We can hardly doubt that St. Paul’s presumption was true, and that Philemon did more than he had asked. But of this the New Testament is silent Tradition, however, relates [1] that Onesimus received his freedom, and was afterwards made Bishop of Beræa in Macedonia. But for this statement there is no more warrant than for the tradition concerning the Episcopate of his master Philemon. There is mention made, in the Epistle of Ignatius to the Ephesians, [2] of a person called Onesimus, who was Bishop of Ephesus, but this must have been at a date later than is consistent with the supposition that it was the former slave of Philemon, Nor have we any warrant for believing, as has been stated, that Onesimus died at Rome, a martyr’s death, in the persecution under Nero.

[1] Censtit. Apost. vii. 46.

[2] Tert. adv. Marcionem, v. 21.


The Epistle to Philemon is very brief, and deals in no way with questions of doctrine; we can therefore easily understand that it was not much quoted in the writings of the early Christians. But the objections, already alluded to, concerning its trivial character and unfitness to be classed among the apostolic writings, show us that it was well known even where not highly esteemed. It is included in the list of New Testament writings given in the Muratorian fragment on the Canon, the date of which cannot be much later than 170 A.D. It was contained in the old Latin version which was made before the end of the second century, and it is expressly mentioned by Tertullian at the close of that century as by its brevity having escaped the falsification of Marcion. [3] A passage is sometimes brought forward from one of the Ignatian Epistles, [4] in which the form of expression bears some resemblance to a verse of this Epistle, but whether it be derived from that source or not must remain doubtful. Origen, however, speaks of the Epistle [5] among the writings of St. Paul. So that there is evidence in abundance of its recognition, though it be not so often quoted. Paley, in his Horae Paulinae, has shown how this Epistle and that to the Coiossians are mutually confirmatory of each other’s genuineness, and the same has been dwelt on by Dean Howson in his Lectures ‘On the Character of St. Paul.’ Baur [6] is almost alone in his objections to the Epistle, and the objections themselves are of little weight. He argues, from the occurrence of some words in this letter which are not found in the other Epistles, that it is the work of another hand. But when the subject of the letter is so different from that of every other Pauline Epistle which we possess, it would be strange if we did not find in it some differences of expression. To limit the vocabulary of a writer, whatever be his subject, to a certain round of terms is as unreasonable in criticism as it would be in ordinary affairs of life to insist that a man should walk but on one road. And such criticism is the more unreasonable when it is put forward by one who objects to other Epistles on exactly the opposite ground, because they are too near in resemblance to some other Pauline writings.

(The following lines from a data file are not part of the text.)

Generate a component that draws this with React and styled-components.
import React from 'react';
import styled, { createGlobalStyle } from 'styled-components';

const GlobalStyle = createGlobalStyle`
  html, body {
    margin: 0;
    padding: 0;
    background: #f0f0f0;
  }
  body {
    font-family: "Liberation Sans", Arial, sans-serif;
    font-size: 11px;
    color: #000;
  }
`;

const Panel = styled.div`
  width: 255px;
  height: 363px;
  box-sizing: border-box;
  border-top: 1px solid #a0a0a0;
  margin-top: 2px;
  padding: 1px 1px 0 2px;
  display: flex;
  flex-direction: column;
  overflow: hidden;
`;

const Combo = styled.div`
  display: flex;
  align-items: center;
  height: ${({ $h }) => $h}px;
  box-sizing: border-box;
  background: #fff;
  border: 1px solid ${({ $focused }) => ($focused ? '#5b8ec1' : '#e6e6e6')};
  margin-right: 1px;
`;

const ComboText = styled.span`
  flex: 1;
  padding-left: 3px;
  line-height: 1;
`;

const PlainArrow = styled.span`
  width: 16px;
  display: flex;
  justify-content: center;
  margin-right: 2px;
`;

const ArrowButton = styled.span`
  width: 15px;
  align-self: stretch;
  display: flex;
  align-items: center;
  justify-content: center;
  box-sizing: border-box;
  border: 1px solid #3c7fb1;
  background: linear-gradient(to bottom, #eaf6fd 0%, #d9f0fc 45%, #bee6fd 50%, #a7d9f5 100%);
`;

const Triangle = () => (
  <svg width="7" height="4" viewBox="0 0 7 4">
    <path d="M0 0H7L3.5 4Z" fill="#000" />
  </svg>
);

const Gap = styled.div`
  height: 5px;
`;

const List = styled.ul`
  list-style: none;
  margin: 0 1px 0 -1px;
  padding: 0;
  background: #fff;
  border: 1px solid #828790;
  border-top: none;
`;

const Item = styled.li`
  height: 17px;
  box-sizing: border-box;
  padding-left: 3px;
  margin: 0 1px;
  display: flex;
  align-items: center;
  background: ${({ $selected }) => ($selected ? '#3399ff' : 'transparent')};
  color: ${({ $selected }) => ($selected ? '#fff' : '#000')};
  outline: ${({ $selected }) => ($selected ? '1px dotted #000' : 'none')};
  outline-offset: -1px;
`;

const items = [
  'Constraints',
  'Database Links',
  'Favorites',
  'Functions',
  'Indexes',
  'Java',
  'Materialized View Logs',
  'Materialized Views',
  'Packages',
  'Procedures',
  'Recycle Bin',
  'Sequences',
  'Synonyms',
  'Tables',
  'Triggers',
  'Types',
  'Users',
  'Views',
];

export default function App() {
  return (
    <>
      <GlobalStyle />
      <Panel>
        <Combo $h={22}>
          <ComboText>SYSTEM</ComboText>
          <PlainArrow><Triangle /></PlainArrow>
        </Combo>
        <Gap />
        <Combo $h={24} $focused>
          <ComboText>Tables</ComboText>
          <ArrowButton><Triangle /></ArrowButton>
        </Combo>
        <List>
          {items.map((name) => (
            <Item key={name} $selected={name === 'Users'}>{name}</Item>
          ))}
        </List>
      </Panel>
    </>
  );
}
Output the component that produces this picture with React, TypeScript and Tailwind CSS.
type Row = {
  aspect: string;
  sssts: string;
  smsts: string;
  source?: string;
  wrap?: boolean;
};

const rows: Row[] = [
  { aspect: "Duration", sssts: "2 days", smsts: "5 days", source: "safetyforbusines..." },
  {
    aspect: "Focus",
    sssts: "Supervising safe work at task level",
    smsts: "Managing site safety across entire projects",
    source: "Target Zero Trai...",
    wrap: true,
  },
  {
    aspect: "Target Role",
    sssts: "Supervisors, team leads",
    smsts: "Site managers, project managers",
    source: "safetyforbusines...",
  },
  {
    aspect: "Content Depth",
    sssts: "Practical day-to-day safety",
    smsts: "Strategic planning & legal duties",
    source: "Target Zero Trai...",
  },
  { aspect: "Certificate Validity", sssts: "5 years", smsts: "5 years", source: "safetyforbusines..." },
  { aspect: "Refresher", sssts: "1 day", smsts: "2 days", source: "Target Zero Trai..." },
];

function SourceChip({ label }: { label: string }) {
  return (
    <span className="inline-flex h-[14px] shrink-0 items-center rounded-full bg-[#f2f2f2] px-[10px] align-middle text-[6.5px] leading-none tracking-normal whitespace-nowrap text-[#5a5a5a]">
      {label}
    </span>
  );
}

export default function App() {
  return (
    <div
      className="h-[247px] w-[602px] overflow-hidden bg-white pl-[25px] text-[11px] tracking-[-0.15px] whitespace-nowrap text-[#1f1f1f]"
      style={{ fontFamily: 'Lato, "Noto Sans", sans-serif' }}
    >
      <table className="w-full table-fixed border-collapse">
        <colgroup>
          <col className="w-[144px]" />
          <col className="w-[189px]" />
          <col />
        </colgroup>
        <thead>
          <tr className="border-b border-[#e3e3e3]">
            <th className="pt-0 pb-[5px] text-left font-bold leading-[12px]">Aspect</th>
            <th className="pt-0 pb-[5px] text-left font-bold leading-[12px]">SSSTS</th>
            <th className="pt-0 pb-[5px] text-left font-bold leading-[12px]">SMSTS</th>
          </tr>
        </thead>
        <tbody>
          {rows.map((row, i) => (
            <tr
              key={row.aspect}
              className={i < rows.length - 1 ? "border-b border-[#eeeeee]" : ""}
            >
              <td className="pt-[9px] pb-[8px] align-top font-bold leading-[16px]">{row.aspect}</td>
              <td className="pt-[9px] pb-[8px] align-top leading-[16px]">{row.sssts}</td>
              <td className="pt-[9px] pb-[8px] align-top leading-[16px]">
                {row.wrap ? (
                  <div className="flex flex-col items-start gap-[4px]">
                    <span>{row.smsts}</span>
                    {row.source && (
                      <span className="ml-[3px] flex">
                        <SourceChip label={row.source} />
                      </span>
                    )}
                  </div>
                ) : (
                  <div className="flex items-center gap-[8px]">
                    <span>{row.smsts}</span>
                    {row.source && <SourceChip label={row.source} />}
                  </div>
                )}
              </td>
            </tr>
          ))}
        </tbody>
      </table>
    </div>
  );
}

[3] Ignatii Ep. ad Ephesians 2:3

[4] I gnat. ad. Eph. cap. ii.

[5] Orig. Horn. xix. in Jerem.

[6] Paulus, p. 475, etc.


The date and place of writing of this Epistle must be the same as that of the Epistle to the Colossians. Both were written by the apostle when a prisoner, and when he was surrounded by the same persons. There has never been any question raised on this point, only it has been held by some that the imprisonment at Caesarea was the time when it was composed rather than in the later imprisonment at Rome. It seems, however, very unlikely that the runaway Onesimus would have taken his road to a place of so little note as Caesarea, while St. Paul’s language about his hopes of a speedy release are inconsistent with a time when he had appealed to the Roman power, and was probably soon to be taken into Italy. The two Epistles also bear indications of a vigorous communication maintained with the Christian churches which would be possible from such a centre as Rome; but not so if the apostle had been still detained in Palestine. It seems, therefore, more natural to conclude that the Epistle to Philemon was sent from Rome; and if the hopes of the apostle were well founded, and he was soon about to be released, we must put the date of its composition somewhere late on in the period between A.D. 61-63, those being most probably the two years through which his first imprisonment at Rome lasted.